The Detroit metro area’s transit mode share is 1%, and that there’s development in one neighborhood doesn’t change the fact that it’s an area with population decline and a primary industry that exists 100% because of the federal government’s largesse.
I find it interesting how different the various “rust belts” in the first world have fared. The Ruhr Area seems to be doing better already and headed for an okay future. Northern England has it rough. And large parts of the American Midwest seem to be headed for terminal decline. Certainly part of this is due to different government approaches to crises but maybe it is also due to the way those areas looked going into the crisis…
East Germany is posting pretty impressive income growth numbers but also has steep population decline…
I take the opposite stance on the American rust belt from an environmental perspective. Where I live in Milwaukee is experiencing zero population growth, but the housing market is experiencing dual trends of SFU abandonment & MF apartment infill. That’s ideal combination for converting a city green.
Infrastructure in northern Britain is weak – especially railways, but also Britain is small which makes moving around easier.
What would you consider appropriate transit for Seattle? How would that change its position on the graph, and what mode share would you target?
Seattle is at 10% now and I’d target 20% around 2030, which is more ambitious than Vancouver’s performance so far but comparable (and Vancouver hasn’t really prioritized SkyTrain extensions well).
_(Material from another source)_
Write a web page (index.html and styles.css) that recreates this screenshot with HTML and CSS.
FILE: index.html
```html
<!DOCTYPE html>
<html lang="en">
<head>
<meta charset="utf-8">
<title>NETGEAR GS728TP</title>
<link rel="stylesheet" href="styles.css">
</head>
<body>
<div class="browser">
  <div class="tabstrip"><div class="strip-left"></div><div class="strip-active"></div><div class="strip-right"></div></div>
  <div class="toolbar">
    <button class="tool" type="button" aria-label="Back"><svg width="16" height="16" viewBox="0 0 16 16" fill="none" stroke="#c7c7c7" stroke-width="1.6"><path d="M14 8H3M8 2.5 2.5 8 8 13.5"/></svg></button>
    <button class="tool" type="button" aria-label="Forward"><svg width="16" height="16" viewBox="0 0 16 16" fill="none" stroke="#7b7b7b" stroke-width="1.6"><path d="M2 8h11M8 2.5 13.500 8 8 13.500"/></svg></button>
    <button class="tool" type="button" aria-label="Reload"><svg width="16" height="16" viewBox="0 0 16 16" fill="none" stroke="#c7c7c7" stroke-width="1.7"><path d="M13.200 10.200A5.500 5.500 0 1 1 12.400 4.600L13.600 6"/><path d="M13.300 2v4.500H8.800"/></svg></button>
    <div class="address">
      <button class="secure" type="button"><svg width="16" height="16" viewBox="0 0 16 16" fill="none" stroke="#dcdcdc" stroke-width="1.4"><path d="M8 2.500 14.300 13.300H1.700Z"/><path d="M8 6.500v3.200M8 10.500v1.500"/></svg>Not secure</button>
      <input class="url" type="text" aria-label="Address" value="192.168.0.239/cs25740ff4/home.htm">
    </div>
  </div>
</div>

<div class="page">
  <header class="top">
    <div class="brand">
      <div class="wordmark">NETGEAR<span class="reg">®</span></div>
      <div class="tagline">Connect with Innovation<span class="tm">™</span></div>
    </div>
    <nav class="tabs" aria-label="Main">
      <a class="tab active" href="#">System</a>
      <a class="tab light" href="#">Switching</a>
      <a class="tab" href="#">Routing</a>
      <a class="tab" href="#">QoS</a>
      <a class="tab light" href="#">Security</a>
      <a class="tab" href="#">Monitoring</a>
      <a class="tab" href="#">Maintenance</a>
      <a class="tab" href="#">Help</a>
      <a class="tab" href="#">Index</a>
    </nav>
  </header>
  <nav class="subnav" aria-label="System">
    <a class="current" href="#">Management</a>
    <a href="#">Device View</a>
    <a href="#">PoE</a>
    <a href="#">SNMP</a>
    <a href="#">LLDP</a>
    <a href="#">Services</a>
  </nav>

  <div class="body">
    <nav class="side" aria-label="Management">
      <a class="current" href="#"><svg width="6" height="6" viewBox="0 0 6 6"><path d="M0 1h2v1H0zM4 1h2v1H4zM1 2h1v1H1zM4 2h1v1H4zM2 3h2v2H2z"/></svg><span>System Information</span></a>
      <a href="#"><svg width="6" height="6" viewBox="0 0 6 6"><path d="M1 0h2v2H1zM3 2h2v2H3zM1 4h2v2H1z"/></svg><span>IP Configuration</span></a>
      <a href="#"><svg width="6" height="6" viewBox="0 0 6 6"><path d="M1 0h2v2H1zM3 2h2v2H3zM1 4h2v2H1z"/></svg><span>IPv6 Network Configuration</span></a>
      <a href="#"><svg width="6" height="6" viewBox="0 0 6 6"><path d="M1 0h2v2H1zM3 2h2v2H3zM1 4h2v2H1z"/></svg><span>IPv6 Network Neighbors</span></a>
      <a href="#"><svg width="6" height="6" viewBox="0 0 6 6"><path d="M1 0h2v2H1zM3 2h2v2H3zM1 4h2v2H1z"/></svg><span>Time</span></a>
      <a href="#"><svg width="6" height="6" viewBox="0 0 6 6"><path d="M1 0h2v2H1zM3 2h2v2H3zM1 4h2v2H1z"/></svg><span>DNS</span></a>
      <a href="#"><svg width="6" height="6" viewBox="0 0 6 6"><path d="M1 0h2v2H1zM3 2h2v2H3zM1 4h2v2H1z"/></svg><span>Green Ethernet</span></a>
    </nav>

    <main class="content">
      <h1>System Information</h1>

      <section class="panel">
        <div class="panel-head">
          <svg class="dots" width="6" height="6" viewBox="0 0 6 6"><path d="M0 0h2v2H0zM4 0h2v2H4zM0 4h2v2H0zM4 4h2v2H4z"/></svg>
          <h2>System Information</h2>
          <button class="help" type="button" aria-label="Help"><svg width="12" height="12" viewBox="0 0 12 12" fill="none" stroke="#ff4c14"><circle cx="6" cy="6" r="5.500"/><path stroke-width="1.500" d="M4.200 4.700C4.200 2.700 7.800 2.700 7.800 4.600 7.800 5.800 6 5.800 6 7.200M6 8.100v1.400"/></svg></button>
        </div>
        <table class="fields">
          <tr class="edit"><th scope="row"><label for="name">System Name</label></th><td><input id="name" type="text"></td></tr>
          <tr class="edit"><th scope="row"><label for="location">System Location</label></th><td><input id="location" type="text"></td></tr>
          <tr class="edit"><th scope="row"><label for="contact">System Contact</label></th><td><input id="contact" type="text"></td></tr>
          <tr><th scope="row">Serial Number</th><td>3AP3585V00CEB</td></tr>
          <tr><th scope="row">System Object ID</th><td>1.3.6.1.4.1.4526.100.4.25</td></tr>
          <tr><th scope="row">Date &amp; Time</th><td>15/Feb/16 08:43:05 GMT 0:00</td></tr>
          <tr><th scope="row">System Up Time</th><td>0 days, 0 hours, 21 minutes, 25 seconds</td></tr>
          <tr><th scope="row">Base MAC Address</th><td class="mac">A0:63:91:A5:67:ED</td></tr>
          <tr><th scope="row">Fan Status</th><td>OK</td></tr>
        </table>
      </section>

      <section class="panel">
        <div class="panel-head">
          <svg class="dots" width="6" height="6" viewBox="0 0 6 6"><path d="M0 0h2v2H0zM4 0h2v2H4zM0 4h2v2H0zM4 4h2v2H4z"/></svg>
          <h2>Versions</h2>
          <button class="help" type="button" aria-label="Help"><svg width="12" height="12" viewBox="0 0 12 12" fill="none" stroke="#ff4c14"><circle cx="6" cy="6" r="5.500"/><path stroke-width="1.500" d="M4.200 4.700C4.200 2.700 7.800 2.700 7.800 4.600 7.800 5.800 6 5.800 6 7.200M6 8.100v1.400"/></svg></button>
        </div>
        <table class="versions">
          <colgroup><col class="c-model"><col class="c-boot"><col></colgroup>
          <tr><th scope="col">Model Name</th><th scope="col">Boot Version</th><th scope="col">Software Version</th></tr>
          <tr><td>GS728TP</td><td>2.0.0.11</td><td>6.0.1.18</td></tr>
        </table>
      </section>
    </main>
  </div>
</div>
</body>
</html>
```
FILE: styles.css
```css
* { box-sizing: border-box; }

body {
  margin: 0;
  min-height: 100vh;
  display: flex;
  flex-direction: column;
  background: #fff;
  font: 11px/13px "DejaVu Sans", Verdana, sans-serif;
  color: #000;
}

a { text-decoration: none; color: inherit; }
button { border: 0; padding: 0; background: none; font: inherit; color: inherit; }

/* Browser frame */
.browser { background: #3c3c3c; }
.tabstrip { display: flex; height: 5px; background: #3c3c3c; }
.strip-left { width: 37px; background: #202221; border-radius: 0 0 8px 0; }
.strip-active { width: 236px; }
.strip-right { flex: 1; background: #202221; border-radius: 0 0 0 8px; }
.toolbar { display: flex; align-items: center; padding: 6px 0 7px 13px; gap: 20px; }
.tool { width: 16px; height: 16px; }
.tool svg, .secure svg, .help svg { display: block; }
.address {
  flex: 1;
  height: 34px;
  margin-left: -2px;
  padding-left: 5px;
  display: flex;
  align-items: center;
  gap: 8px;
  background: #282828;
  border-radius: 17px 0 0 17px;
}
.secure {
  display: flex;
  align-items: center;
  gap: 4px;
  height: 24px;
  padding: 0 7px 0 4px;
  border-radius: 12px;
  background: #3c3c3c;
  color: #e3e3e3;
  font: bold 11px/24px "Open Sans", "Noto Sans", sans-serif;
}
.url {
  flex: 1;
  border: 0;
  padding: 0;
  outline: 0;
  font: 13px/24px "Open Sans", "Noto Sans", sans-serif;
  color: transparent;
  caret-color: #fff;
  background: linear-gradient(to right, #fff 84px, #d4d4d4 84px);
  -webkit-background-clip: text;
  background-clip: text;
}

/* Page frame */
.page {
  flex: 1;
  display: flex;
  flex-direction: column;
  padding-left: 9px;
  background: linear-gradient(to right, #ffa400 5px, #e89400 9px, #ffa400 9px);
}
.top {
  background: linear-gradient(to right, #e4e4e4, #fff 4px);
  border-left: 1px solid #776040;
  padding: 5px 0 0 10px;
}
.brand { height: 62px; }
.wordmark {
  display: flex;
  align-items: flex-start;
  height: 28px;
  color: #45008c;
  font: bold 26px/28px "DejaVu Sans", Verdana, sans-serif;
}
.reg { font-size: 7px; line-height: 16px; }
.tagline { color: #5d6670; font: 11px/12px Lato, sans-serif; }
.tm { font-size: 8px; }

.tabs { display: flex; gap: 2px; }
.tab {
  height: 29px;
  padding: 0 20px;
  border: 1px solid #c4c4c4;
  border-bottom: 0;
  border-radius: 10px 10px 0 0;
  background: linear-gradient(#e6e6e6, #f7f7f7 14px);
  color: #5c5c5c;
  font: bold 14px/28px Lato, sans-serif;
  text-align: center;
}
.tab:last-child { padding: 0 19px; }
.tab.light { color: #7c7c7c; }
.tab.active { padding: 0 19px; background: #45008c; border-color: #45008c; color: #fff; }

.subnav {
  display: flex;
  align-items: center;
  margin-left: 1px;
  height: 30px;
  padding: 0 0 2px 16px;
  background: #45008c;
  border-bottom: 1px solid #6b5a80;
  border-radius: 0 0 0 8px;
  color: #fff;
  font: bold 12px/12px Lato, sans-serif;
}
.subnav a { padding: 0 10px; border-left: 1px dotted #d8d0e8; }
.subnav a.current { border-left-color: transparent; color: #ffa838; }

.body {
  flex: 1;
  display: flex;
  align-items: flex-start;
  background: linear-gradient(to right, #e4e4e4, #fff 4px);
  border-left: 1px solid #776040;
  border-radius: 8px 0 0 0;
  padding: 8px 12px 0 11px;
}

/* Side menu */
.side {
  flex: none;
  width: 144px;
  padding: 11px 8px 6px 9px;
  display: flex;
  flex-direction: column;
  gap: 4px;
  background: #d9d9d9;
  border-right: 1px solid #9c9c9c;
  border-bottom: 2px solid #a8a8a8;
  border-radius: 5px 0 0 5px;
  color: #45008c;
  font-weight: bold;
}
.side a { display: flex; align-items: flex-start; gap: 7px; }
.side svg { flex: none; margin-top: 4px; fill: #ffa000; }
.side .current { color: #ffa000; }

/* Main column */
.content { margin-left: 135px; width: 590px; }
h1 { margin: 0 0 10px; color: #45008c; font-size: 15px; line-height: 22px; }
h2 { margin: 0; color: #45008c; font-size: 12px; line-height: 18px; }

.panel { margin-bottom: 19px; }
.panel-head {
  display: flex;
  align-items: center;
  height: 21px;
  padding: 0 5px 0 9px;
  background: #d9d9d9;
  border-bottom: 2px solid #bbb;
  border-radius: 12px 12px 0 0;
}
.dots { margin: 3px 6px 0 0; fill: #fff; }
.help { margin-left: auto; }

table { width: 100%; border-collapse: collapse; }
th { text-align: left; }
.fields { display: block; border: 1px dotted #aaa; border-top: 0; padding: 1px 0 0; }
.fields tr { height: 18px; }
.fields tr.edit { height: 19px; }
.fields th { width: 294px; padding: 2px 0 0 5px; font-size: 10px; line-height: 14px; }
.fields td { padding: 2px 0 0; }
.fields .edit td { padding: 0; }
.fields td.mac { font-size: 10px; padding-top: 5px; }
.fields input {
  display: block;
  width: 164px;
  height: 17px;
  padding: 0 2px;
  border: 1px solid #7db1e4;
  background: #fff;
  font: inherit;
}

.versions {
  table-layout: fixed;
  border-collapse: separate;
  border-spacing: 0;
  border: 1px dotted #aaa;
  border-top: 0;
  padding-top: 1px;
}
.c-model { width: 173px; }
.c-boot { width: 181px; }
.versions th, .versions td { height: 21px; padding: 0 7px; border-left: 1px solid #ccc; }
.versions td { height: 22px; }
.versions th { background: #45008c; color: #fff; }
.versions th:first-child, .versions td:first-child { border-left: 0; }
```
Appropriate transit consists of better commuter rail if there’s room on the Northern Transcon, and light rail extensions; ST3 has some problems with priorities and construction costs, but its core lines, like Ballard, seem pretty solid. As in Vancouver, Seattle should be planning on aggressive TOD, e.g. permitting high-density housing within a kilometer of rail stations, and not just right next to them as is the case at Joyce-Collingwood, Edmonds, etc. It should also permit high-density office towers in the center, since that’s where transit mode share for job geography is the highest, again looking at Vancouver as a model but also Calgary.